◆ Goal:
Starting at the first line of the listing below, repeat each line up to and including the one containing "1L14 14M14 1L1". Leave out pictures.

◆ Information provided:
__________

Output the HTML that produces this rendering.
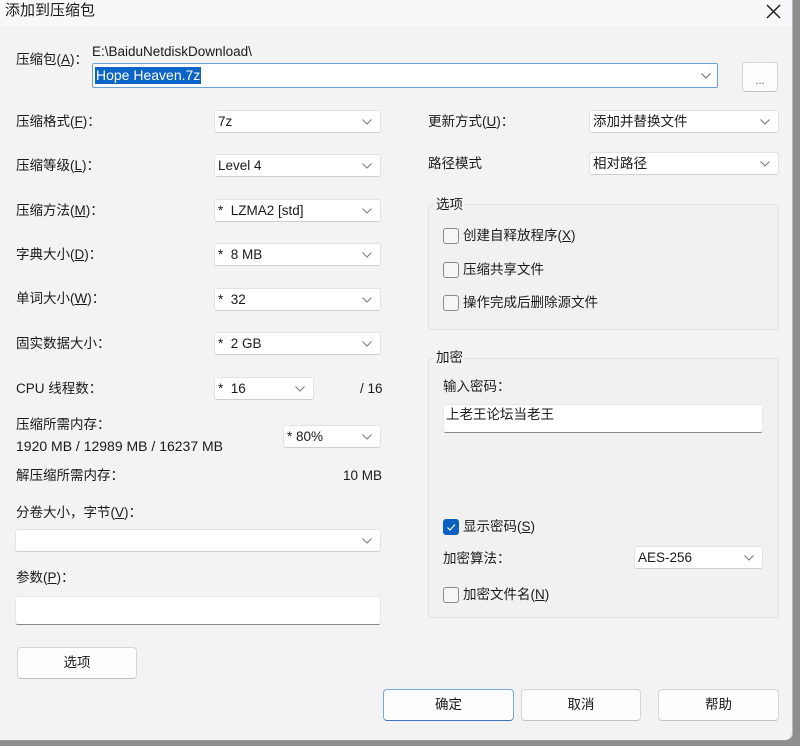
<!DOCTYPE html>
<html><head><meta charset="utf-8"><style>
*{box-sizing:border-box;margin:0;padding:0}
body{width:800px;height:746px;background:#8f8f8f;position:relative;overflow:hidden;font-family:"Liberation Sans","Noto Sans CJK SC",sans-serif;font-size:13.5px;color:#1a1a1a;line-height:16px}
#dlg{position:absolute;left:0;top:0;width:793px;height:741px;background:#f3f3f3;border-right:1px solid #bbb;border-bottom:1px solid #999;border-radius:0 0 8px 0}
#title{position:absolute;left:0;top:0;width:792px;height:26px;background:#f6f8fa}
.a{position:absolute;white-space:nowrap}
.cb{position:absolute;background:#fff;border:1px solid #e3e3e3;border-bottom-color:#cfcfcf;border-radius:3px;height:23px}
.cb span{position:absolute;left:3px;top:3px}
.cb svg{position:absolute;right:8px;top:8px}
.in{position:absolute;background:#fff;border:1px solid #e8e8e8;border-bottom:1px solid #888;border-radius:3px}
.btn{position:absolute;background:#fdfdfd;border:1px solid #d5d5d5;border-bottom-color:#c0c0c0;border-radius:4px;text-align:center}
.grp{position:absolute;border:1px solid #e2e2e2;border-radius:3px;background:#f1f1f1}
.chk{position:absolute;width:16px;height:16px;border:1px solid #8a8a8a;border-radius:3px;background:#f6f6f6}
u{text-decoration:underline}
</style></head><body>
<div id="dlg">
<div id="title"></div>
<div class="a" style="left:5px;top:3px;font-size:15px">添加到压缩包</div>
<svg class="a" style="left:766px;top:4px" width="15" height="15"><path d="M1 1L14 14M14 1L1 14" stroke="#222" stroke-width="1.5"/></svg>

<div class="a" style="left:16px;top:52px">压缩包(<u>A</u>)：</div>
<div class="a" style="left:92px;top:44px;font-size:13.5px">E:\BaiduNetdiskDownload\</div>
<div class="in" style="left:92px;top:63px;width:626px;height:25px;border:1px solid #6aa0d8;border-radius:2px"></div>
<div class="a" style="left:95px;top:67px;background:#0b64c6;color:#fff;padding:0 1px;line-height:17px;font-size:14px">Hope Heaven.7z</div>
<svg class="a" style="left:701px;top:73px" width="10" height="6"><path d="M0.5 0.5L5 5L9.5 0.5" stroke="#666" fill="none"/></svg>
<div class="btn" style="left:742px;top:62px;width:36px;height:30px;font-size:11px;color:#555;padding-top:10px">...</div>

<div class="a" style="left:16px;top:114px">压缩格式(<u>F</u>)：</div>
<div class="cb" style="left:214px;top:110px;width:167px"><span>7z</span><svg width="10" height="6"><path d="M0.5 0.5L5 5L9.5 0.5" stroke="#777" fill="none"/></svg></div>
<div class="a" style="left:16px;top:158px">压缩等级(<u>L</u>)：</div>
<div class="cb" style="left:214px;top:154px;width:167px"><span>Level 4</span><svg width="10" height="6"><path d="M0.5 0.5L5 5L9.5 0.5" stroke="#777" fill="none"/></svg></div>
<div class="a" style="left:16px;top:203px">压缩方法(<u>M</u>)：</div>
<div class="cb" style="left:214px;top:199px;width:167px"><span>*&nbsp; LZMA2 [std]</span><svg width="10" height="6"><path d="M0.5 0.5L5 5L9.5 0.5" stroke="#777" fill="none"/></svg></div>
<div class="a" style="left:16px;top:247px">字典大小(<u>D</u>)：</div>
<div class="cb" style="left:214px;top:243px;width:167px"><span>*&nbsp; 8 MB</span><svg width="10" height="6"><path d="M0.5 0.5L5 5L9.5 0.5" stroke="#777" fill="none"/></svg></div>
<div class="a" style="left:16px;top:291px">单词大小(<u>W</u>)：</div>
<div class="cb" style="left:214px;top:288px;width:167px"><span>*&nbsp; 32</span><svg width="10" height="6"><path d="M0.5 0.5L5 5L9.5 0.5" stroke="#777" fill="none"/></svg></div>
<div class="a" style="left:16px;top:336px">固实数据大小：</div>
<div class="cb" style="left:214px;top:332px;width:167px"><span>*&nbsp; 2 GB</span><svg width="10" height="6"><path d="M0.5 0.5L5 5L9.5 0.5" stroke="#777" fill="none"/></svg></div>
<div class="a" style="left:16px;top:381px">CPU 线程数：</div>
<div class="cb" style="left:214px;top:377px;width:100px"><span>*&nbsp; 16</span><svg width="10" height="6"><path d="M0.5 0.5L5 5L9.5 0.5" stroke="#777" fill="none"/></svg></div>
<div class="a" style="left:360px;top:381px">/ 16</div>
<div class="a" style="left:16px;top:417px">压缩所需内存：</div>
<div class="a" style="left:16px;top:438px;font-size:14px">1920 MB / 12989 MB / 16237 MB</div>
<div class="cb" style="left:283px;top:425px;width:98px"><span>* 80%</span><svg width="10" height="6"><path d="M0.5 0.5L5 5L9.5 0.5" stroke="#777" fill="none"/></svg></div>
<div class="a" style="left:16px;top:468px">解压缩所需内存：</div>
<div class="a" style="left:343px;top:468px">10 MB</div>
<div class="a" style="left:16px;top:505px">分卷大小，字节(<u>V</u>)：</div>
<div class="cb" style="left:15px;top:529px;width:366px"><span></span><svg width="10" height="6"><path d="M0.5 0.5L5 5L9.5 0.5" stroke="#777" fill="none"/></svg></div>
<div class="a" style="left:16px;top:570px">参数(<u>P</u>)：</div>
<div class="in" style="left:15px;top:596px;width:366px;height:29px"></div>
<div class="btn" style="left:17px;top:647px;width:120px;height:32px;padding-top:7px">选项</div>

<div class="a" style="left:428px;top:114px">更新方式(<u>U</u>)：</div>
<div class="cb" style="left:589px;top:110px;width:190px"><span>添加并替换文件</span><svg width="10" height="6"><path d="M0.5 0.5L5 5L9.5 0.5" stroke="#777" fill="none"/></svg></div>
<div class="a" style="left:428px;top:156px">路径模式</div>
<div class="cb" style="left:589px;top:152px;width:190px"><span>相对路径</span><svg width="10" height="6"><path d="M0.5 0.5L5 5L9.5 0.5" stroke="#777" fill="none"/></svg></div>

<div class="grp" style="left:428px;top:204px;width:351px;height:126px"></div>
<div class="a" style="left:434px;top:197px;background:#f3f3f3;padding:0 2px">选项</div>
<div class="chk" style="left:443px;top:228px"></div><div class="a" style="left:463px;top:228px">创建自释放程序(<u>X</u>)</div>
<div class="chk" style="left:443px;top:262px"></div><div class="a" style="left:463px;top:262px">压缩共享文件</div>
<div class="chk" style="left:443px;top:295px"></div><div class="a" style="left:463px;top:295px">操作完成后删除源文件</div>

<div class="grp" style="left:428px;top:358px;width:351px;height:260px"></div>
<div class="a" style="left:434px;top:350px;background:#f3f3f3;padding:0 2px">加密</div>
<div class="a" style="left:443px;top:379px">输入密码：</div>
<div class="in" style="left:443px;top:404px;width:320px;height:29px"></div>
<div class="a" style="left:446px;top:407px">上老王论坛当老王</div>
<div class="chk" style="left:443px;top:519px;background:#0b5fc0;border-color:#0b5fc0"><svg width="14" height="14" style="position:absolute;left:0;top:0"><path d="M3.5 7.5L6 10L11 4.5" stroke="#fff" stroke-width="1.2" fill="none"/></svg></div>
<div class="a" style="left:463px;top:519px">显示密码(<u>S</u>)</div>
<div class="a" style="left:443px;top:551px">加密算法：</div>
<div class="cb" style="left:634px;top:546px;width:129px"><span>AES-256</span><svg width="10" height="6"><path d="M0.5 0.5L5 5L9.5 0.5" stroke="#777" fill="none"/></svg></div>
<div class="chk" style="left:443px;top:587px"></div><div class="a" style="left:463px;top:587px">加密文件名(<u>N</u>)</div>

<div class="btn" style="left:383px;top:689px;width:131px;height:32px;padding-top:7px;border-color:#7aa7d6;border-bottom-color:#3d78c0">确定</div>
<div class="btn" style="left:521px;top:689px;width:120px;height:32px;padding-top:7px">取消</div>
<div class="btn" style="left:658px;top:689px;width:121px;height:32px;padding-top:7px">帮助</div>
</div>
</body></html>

__________

◆ Written reply:
Output the HTML that produces this rendering.
<!DOCTYPE html>
<html><head><meta charset="utf-8"><style>
*{box-sizing:border-box;margin:0;padding:0}
body{width:800px;height:746px;background:#8f8f8f;position:relative;overflow:hidden;font-family:"Liberation Sans","Noto Sans CJK SC",sans-serif;font-size:13.5px;color:#1a1a1a;line-height:16px}
#dlg{position:absolute;left:0;top:0;width:793px;height:741px;background:#f3f3f3;border-right:1px solid #bbb;border-bottom:1px solid #999;border-radius:0 0 8px 0}
#title{position:absolute;left:0;top:0;width:792px;height:26px;background:#f6f8fa}
.a{position:absolute;white-space:nowrap}
.cb{position:absolute;background:#fff;border:1px solid #e3e3e3;border-bottom-color:#cfcfcf;border-radius:3px;height:23px}
.cb span{position:absolute;left:3px;top:3px}
.cb svg{position:absolute;right:8px;top:8px}
.in{position:absolute;background:#fff;border:1px solid #e8e8e8;border-bottom:1px solid #888;border-radius:3px}
.btn{position:absolute;background:#fdfdfd;border:1px solid #d5d5d5;border-bottom-color:#c0c0c0;border-radius:4px;text-align:center}
.grp{position:absolute;border:1px solid #e2e2e2;border-radius:3px;background:#f1f1f1}
.chk{position:absolute;width:16px;height:16px;border:1px solid #8a8a8a;border-radius:3px;background:#f6f6f6}
u{text-decoration:underline}
</style></head><body>
<div id="dlg">
<div id="title"></div>
<div class="a" style="left:5px;top:3px;font-size:15px">添加到压缩包</div>
<svg class="a" style="left:766px;top:4px" width="15" height="15"><path d="M1 1L14 14M14 1L1 14" stroke="#222" stroke-width="1.5"/></svg>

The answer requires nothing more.